Typically, these interfaces on an SBC are connected via a PCI bus, with a host bridge chip connecting the main processor and its memory to the PCI bus. It is already possible to select processors that have an integrated PCI bus. Although not as powerful as a high-end microprocessor, some integrated host processors have a few additional I/O interfaces implemented directly on the chip.
As processing power increases, these integrated host processors will have enough performance to carry out many of the tasks assigned to the CPU on a single-board computer. One example is the Motorola G5 PowerPC, the MPC8540. It operates at GHz speeds and incorporates a large, on-chip L2 cache. With a full complement of I/O interfaces, including dual Gigabit Ethernet, PCI-X, and a RapidIO port implemented directly on the microprocessor, the 8540 is pretty close to "an SBC on a chip."

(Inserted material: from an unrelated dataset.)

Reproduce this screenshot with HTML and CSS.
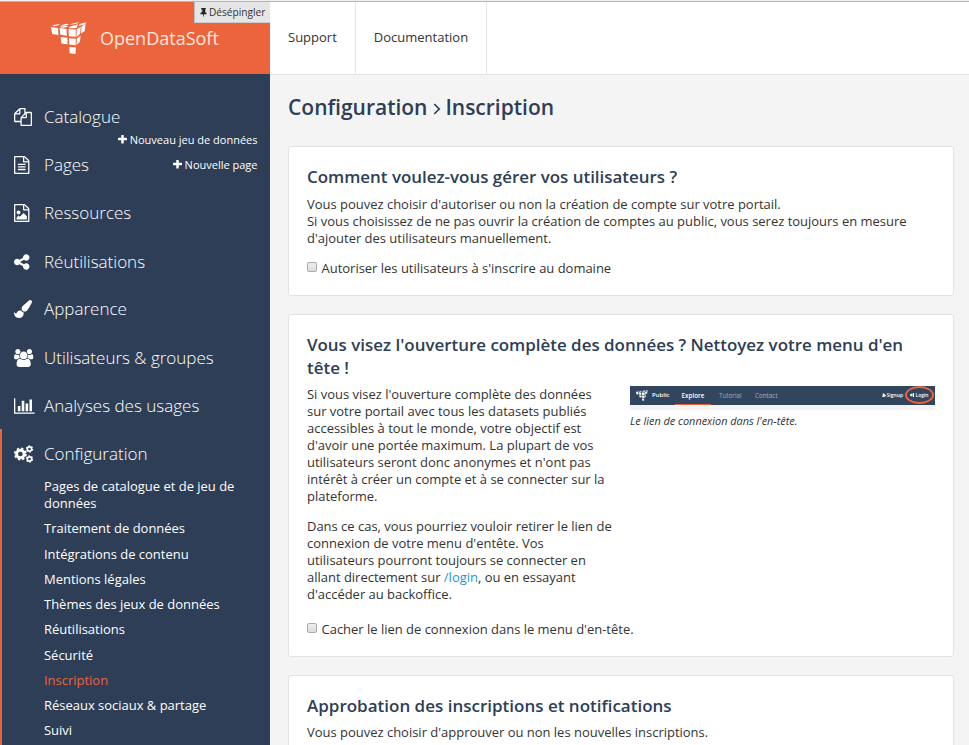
FILE: index.html
```
<!DOCTYPE html>
<html lang="fr">
<head>
<meta charset="utf-8">
<title>Configuration › Inscription</title>
<link rel="stylesheet" href="styles.css">
</head>
<body>
<svg class="defs" width="0" height="0">
  <symbol id="plus" viewBox="192 192 1408 1408"><path d="M1600 736v192q0 40-28 68t-68 28h-416v416q0 40-28 68t-68 28h-192q-40 0-68-28t-28-68v-416h-416q-40 0-68-28t-28-68v-192q0-40 28-68t68-28h416v-416q0-40 28-68t68-28h192q40 0 68 28t28 68v416h416q40 0 68 28t28 68z"/></symbol>
  <symbol id="logo" viewBox="0 0 36 32">
    <path d="M1 3.600l6-1.600 2 .8-5.500 1.500zM9.500 3.300l6-1.600 2.500.7-6 1.700zM18.500 2.300l7.500-1.900 2.500.3-6.500 1.900zM8.500 4.700l7-.9 1.500 1-6 1zM18 5l9-2.700-1.500 3.600-7 .4zM28.500 1.900l7-1.700-1.500 2-6.500 1.700z"/>
    <path d="M0 5l6.900 1 .6 7-6.300-1zM8.500 5.900l7 .8.400 7-6.500-1zM17.500 6.900l7.200.6v7.300l-6.800-.6zM9.700 15l6.600.8.300 6.400-6.200-.8zM18 16.200l6.800.5-.2 6.600-6.400-.7zM18.300 25l6.600.6-.5 6.400-5.800-.7zM25.700 7.200l4-2.500-.6 7-3.700 3.300zM30.600 4.500l3.900-2.400-.7 7-3.900 2.500zM25.800 16.700l3.800-3.200-.6 6.300-3.500 3.300z"/>
  </symbol>
</svg>
<div class="app">
  <aside class="sidebar">
    <div class="brand">
      <svg class="brand-logo"><use href="#logo"/></svg>
      <span class="brand-name">OpenDataSoft</span>
      <div class="unpin"><svg viewBox="320 128 1152 1664"><path d="M800 864v-448q0-14-9-23t-23-9-23 9-9 23v448q0 14 9 23t23 9 23-9 9-23zm672 352q0 26-19 45t-45 19h-429l-51 483q-2 12-10.500 20.500t-20.500 8.500h-1q-27 0-32-27l-76-485h-404q-26 0-45-19t-19-45q0-123 78.500-221.500t177.500-98.500v-512q-52 0-90-38t-38-90 38-90 90-38h640q52 0 90 38t38 90-38 90-90 38v512q99 0 177.500 98.500t78.500 221.500z"/></svg>Désépingler</div>
    </div>
    <nav class="nav">
      <div class="item"><svg class="ico" viewBox="0 0 2048 1792"><path d="M1696 384q40 0 68 28t28 68v1216q0 40-28 68t-68 28h-960q-40 0-68-28t-28-68v-288h-544q-40 0-68-28t-28-68v-672q0-40 20-88t48-76l408-408q28-28 76-48t88-20h416q40 0 68 28t28 68v328q68-40 128-40h416zm-544 213l-299 299h299v-299zm-640-384l-299 299h299v-299zm196 647l316-316v-416h-384v416q0 40-28 68t-68 28h-416v640h512v-256q0-40 20-88t48-76zm956 804v-1152h-384v416q0 40-28 68t-68 28h-416v640h896z"/></svg><span>Catalogue</span><a class="add add-low"><svg><use href="#plus"/></svg>Nouveau jeu de données</a></div>
      <div class="item"><svg class="ico" viewBox="128 0 2048 1792"><path d="M1596 380q28 28 48 76t20 88v1152q0 40-28 68t-68 28h-1344q-40 0-68-28t-28-68v-1600q0-40 28-68t68-28h896q40 0 88 20t76 48zm-444-244v376h376q-10-29-22-41l-313-313q-12-12-41-22zm384 1528v-1024h-416q-40 0-68-28t-28-68v-416h-768v1536h1280zm-1024-864q0-14 9-23t23-9h704q14 0 23 9t9 23v64q0 14-9 23t-23 9h-704q-14 0-23-9t-9-23v-64zm736 224q14 0 23 9t9 23v64q0 14-9 23t-23 9h-704q-14 0-23-9t-9-23v-64q0-14 9-23t23-9h704zm0 256q14 0 23 9t9 23v64q0 14-9 23t-23 9h-704q-14 0-23-9t-9-23v-64q0-14 9-23t23-9h704z"/></svg><span>Pages</span><a class="add"><svg><use href="#plus"/></svg>Nouvelle page</a></div>
      <div class="item"><svg class="ico" viewBox="128 0 2048 1792"><path d="M1596 380q28 28 48 76t20 88v1152q0 40-28 68t-68 28h-1344q-40 0-68-28t-28-68v-1600q0-40 28-68t68-28h896q40 0 88 20t76 48zm-444-244v376h376q-10-29-22-41l-313-313q-12-12-41-22zm384 1528v-1024h-416q-40 0-68-28t-28-68v-416h-768v1536h1280zm-128-448v320h-1024v-192l192-192 128 128 384-384zm-832-192q-80 0-136-56t-56-136 56-136 136-56 136 56 56 136-56 136-136 56z"/></svg><span>Ressources</span></div>
      <div class="item lowered"><svg class="ico" viewBox="128 0 2048 1792"><path d="M1344 1024q133 0 226.500 93.500t93.500 226.500-93.500 226.500-226.500 93.500-226.500-93.500-93.500-226.500q0-12 2-34l-360-180q-92 86-218 86-133 0-226.500-93.500t-93.500-226.500 93.500-226.500 226.500-93.500q126 0 218 86l360-180q-2-22-2-34 0-133 93.500-226.500t226.500-93.500 226.500 93.500 93.500 226.500-93.500 226.500-226.500 93.500q-126 0-218-86l-360 180q2 22 2 34t-2 34l360 180q92-86 218-86z"/></svg><span>Réutilisations</span></div>
      <div class="item raised"><svg class="ico" viewBox="0 0 2048 1792"><path d="M1615 0q70 0 122.500 46.500t52.500 116.500q0 63-45 151-332 629-465 752-97 91-218 91-126 0-216.500-92.500t-90.500-219.500q0-128 92-212l638-579q59-54 130-54zm-909 1034q39 76 106.500 130t150.500 76l1 71q4 213-129.500 347t-348.500 134q-123 0-218-46.500t-152.500-127.500-86.500-183-29-220q7 5 41 30t62 44.500 59 36.500 46 17q41 0 55-37 25-66 57.500-112.500t69.500-76 88-47.500 103-25.500 125-10.500z"/></svg><span>Apparence</span></div>
      <div class="item"><svg class="ico" viewBox="0 0 2048 1792"><path d="M593 896q-162 5-265 128h-134q-82 0-138-40.500t-56-118.500q0-353 124-353 6 0 43.500 21t97.500 42.500 119 21.500q67 0 133-23-5 37-5 66 0 139 81 256zm1071 637q0 120-73 189.500t-194 69.500h-874q-121 0-194-69.500t-73-189.500q0-53 3.500-103.500t14-109 26.500-108.500 43-97.500 62-81 85.500-53.500 111.500-20q10 0 43 21.500t73 48 107 48 135 21.500 135-21.500 107-48 73-48 43-21.500q61 0 111.500 20t85.500 53.500 62 81 43 97.500 26.500 108.500 14 109 3.500 103.500zm-1024-1277q0 106-75 181t-181 75-181-75-75-181 75-181 181-75 181 75 75 181zm704 384q0 159-112.500 271.500t-271.500 112.500-271.500-112.500-112.500-271.500 112.500-271.500 271.500-112.500 271.500 112.500 112.500 271.500zm576 225q0 78-56 118.500t-138 40.500h-134q-103-123-265-128 81-117 81-256 0-29-5-66 66 23 133 23 59 0 119-21.500t97.500-42.500 43.500-21q124 0 124 353zm-128-609q0 106-75 181t-181 75-181-75-75-181 75-181 181-75 181 75 75 181z"/></svg><span>Utilisateurs &amp; groupes</span></div>
      <div class="item"><svg class="ico" viewBox="0 0 2048 1792"><path d="M640 896v512h-256v-512h256zm384-512v1024h-256v-1024h256zm1024 1152v128h-2048v-1536h128v1408h1920zm-640-896v768h-256v-768h256zm384-384v1152h-256v-1152h256z"/></svg><span>Analyses des usages</span></div>
      <div class="section">
        <div class="item"><svg class="ico cogs" viewBox="0 0 20.600 18"><circle cx="6.400" cy="9" r="3.800" stroke-width="2.900"/><circle cx="6.400" cy="9" r="5.600" stroke-width="1.700" stroke-dasharray="2.400 1.998"/><circle cx="15.500" cy="4" r="2.100" stroke-width="1.600"/><circle cx="15.500" cy="4" r="3.100" stroke-width="1.100" stroke-dasharray="1.700 1.546"/><circle cx="15.500" cy="14" r="2.100" stroke-width="1.600"/><circle cx="15.500" cy="14" r="3.100" stroke-width="1.100" stroke-dasharray="1.700 1.546"/></svg><span>Configuration</span></div>
        <ul class="sub">
          <li>Pages de catalogue et de jeu de données</li>
          <li>Traitement de données</li>
          <li>Intégrations de contenu</li>
          <li>Mentions légales</li>
          <li>Thèmes des jeux de données</li>
          <li>Réutilisations</li>
          <li>Sécurité</li>
          <li class="current">Inscription</li>
          <li>Réseaux sociaux &amp; partage</li>
          <li>Suivi</li>
        </ul>
      </div>
    </nav>
  </aside>
  <div class="page">
    <header class="top"><a>Support</a><a>Documentation</a></header>
    <main>
      <h1>Configuration <svg class="chev" viewBox="0 0 8 12"><path d="M1.200 1l5 5-5 5"/></svg> Inscription</h1>
      <section class="card">
        <h2>Comment voulez-vous gérer vos utilisateurs ?</h2>
        <p>Vous pouvez choisir d'autoriser ou non la création de compte sur votre portail.<br>Si vous choisissez de ne pas ouvrir la création de comptes au public, vous serez toujours en mesure d'ajouter des utilisateurs manuellement.</p>
        <label><span class="box"></span>Autoriser les utilisateurs à s'inscrire au domaine</label>
      </section>
      <section class="card">
        <h2>Vous visez l'ouverture complète des données ? Nettoyez votre menu d'en tête !</h2>
        <div class="cols">
          <div>
            <p>Si vous visez l'ouverture complète des données sur votre portail avec tous les datasets publiés accessibles à tout le monde, votre objectif est d'avoir une portée maximum. La plupart de vos utilisateurs seront donc anonymes et n'ont pas intérêt à créer un compte et à se connecter sur la plateforme.</p>
            <p>Dans ce cas, vous pourriez vouloir retirer le lien de connexion de votre menu d'entête. Vos utilisateurs pourront toujours se connecter en allant directement sur <a class="link">/login</a>, ou en essayant d'accéder au backoffice.</p>
          </div>
          <figure>
            <div class="thumb">
              <svg class="thumb-logo"><use href="#logo"/></svg>
              <span class="t-public">Public</span><span class="t-explore">Explore</span><span class="t-tutorial">Tutorial</span><span class="t-contact">Contact</span>
              <span class="t-signup"><svg viewBox="0 0 6 5"><path d="M0 5q0-2 1.500-2.300a1.500 1.500 0 1 1 2 0q1.500.3 1.500 2.300zM4 2.500h2v1h-2z"/></svg>Signup</span>
              <span class="t-login"><svg viewBox="0 0 5 5"><path d="M0 1.700h1.500v-1.500l2 2.300-2 2.300v-1.500h-1.500zM3.500 0h1.500v5h-1.500z"/></svg>Login</span>
            </div>
            <figcaption>Le lien de connexion dans l'en-tête.</figcaption>
          </figure>
        </div>
        <label><span class="box"></span>Cacher le lien de connexion dans le menu d'en-tête.</label>
      </section>
      <section class="card tight">
        <h2>Approbation des inscriptions et notifications</h2>
        <p>Vous pouvez choisir d'approuver ou non les nouvelles inscriptions.</p>
      </section>
    </main>
  </div>
</div>
</body>
</html>
```
FILE: styles.css
```
* { box-sizing: border-box; }
html, body { height: 100%; }
body { margin: 0; overflow: hidden; font: 12.985px/17px "Open Sans", sans-serif; color: #333; background: #f4f4f4; }
.defs { position: absolute; }
.app { display: flex; height: 745px; overflow: hidden; border-top: 1px solid #f0f0f0; }
.sidebar { width: 270px; flex: none; background: #2d3e56; color: #fff; border-top: 1px solid #b5b5b5; }
.brand { position: relative; height: 72px; background: #ec643c; display: flex; align-items: center; padding-left: 51px; }
.brand-logo { width: 36px; height: 32px; fill: #fff; margin-right: 13px; }
.brand-name { font-size: 18px; line-height: 24px; color: #fbe6df; }
.unpin { position: absolute; right: 0; top: 0; width: 76px; height: 21px; background: #e6e6e6; border-left: 1px solid #bbb; border-bottom: 1px solid #ccc; font-size: 10.150px; line-height: 20px; color: #333; display: flex; align-items: center; padding-left: 5px; white-space: nowrap; }
.unpin svg { width: 7px; height: 9px; margin-right: 2px; fill: #222; }
.nav { padding-top: 18px; }
.item { height: 48.150px; display: flex; align-items: center; padding: 2px 12.500px 0 14px; position: relative; font-size: 17px; font-weight: 300; line-height: 24px; }
.raised { padding-top: 1px; }
.lowered { padding-top: 3px; }
.ico { width: 20.600px; height: 18px; fill: #fff; margin-right: 9.400px; flex: none; }
.cogs circle { fill: none; stroke: #fff; }
.add { margin: -2px 0 0 auto; font-size: 11px; line-height: 15px; font-weight: 400; display: flex; align-items: center; white-space: nowrap; }
.add svg { width: 9px; height: 9px; fill: #fff; margin-right: 2.500px; }
.add-low { position: absolute; right: 12.500px; top: 42px; }
.section { position: relative; }
.section::before { content: ""; position: absolute; left: 0; top: 0; width: 2px; height: 400px; background: #ec643c; }
.sub { margin: 0; padding: 1px 13px 0 44px; list-style: none; }
.sub li { padding-bottom: 8.250px; }
.current { color: #ec643c; }
.page { flex: 1; border-top: 1px solid #b5b5b5; }
.top { height: 73px; background: #fff; border-bottom: 1px solid #e5e5e5; display: flex; font-size: 13px; }
.top a { border-right: 1px solid #e5e5e5; padding: 0 18px; line-height: 71px; }
main { padding: 0 15px 0 18px; }
h1 { font-size: 21px; line-height: 30px; font-weight: 600; color: #2d3e56; margin: 17px 0 24px; }
.chev { width: 8px; height: 12px; fill: none; stroke: #2d3e56; stroke-width: 1.700; margin-right: -1px; }
.card { background: #fff; border: 1px solid #e3e3e3; border-radius: 3px; padding: 18px; margin-bottom: 18px; }
h2 { font-size: 16.930px; line-height: 23px; font-weight: 600; color: #2d3e56; margin: 0 0 8px; }
.tight h2 { margin-bottom: 7px; font-size: 17px; }
p { margin: 0 0 13px; }
label { display: flex; align-items: center; }
.box { width: 10px; height: 10px; border: 1px solid #aaa; border-radius: 2px; background: linear-gradient(#eee, #dcdcdc); margin: -3px 4.500px 0 0; }
.cols { display: grid; grid-template-columns: 307px 305px; gap: 16px; margin: -1px 0 5px; }
.link { color: #1f97d0; }
figure { margin: 0; }
.thumb { position: relative; height: 24px; border-bottom: 5px solid #f4f4f4; background: #31455f; color: #fff; display: flex; font-size: 6.300px; line-height: 19px; white-space: nowrap; }
.thumb-logo { width: 12px; height: 11px; fill: #fff; margin: 4px 4px 0 6px; }
.t-public { width: 23px; font-size: 6px; font-weight: 600; }
.t-explore { width: 36px; border-bottom: 1px solid #ec643c; text-align: center; font-weight: 600; }
.t-tutorial { color: #a5afbc; margin-left: 8px; width: 36px; }
.t-contact { color: #a5afbc; }
.t-signup { margin-left: auto; margin-right: 2px; font-size: 5px; font-weight: 600; }
.t-login { width: 29px; height: 18px; border: 2px solid #ec643c; border-radius: 50%; font-size: 5px; font-weight: 600; line-height: 14px; text-align: center; margin-right: 1px; }
.thumb span svg { width: 4px; height: 4px; fill: #fff; margin-right: 1px; }
figcaption { font-size: 10.900px; line-height: 15px; font-style: italic; margin-top: 3px; }
```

With that level of integration, a simple SBC will be a commodity item with little value added. The remedies are to pull in some functionality from other boards in the system, such as the graphics board, or to migrate the SBC functionality onto any other board or multiple boards in the system.
Multiprocessor boards for signal and image processing, for example, could find the room for a separate "SBC" processor if it were sufficiently integrated. Even using today's moderately integrated technology, such a board is possible if only a moderate amount of memory is required and the switch-fabric interfaces and switches themselves are each only a single chip.
An example architecture of such a board: The integrated I/O processor could control a variety of I/O options, including serial ports, Ethernet connections, or Fibre Channel links. It would also function as an intelligent partner with the processors dedicated to signal processing functions, maintaining the crucial balance between I/O and processing.